CREATE TABLE ingest_outbox_delivery (
  event_id      TEXT NOT NULL REFERENCES ingest_outbox(event_id) ON DELETE CASCADE,
  target_env    TEXT NOT NULL,              -- 'stage' | 'production'
  status        TEXT NOT NULL DEFAULT 'pending',  -- pending | delivered | dead
  attempts      INT  NOT NULL DEFAULT 0,
  last_error    TEXT,
  delivered_at  TIMESTAMPTZ,
  PRIMARY KEY (event_id, target_env)
);

The ingest tier writes both rows transactionally inside the same DB transaction that records the raw payload acknowledgement. This is the standard transactional-outbox pattern — guarantees no event is fanned-out if the raw record didn't land, and vice versa.
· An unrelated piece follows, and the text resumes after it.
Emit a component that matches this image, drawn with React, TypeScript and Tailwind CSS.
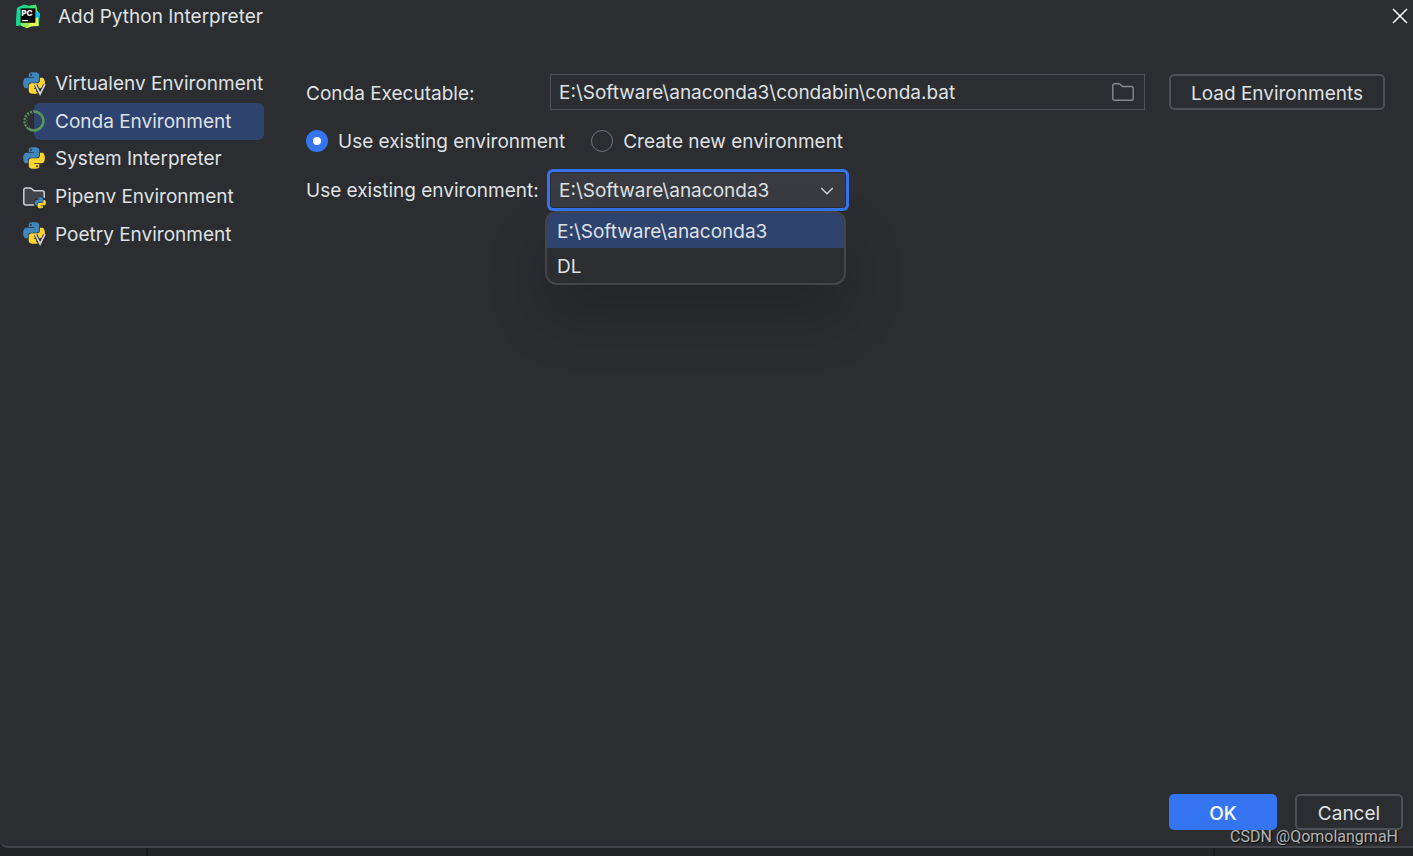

INGEST-8 — Fan-out worker (a new pg-boss queue ingest:deliver):

  1. Polls ingest_outbox_delivery WHERE status = 'pending'
  2. POSTs envelope to each env's /internal/events endpoint (with HMAC signature using a per-env shared secret)
  3. On 2xx → status = 'delivered'
  4. On 4xx (other than 409 = idempotent-dup) → status = 'dead'; alert
  5. On 5xx / timeout → exponential backoff via pg-boss retry semantics; cap at 24h before marking dead

Stage being down does not block production delivery (separate rows); production being down does not block stage. Each env has its own backlog.

INGEST-9 — Reconciliation job — once per hour, scan ingest_outbox_delivery for dead rows newer than 7 days and re-queue with a manual override flag. Beyond 7 days, operator decides via admin UI.


Theme 3 — Per-env consumers

INGEST-10 — Each env's api exposes an internal-only POST /internal/events:

  • HMAC-verified (X-VF-Signature header against INGEST_DELIVERY_SECRET)
  • Idempotent on DomainEvent.id — checked against processed_events(event_id PRIMARY KEY, processed_at) table
  • Returns 200 if successfully projected, 409 if already-processed, 4xx for malformed, 5xx for transient errors

INGEST-11 — Inside the handler: a thin projector module per source/type, e.g.

api/src/projectors/
  kick_viewer_count.ts        // updates streamer_channels.last_viewer_count, stream_sessions
  kick_follower_count.ts      // updates streamer_channels.follower_count
  kick_channel_event.ts       // creates/closes stream_sessions
  sumsub_applicant_reviewed.ts // updates streamers.kyc_age_status / kyc_country_status
  ...

The projector decides what part of the domain DB to write. Each projector is a pure function (env, DomainEvent) → SQL writes — no network I/O, no external calls.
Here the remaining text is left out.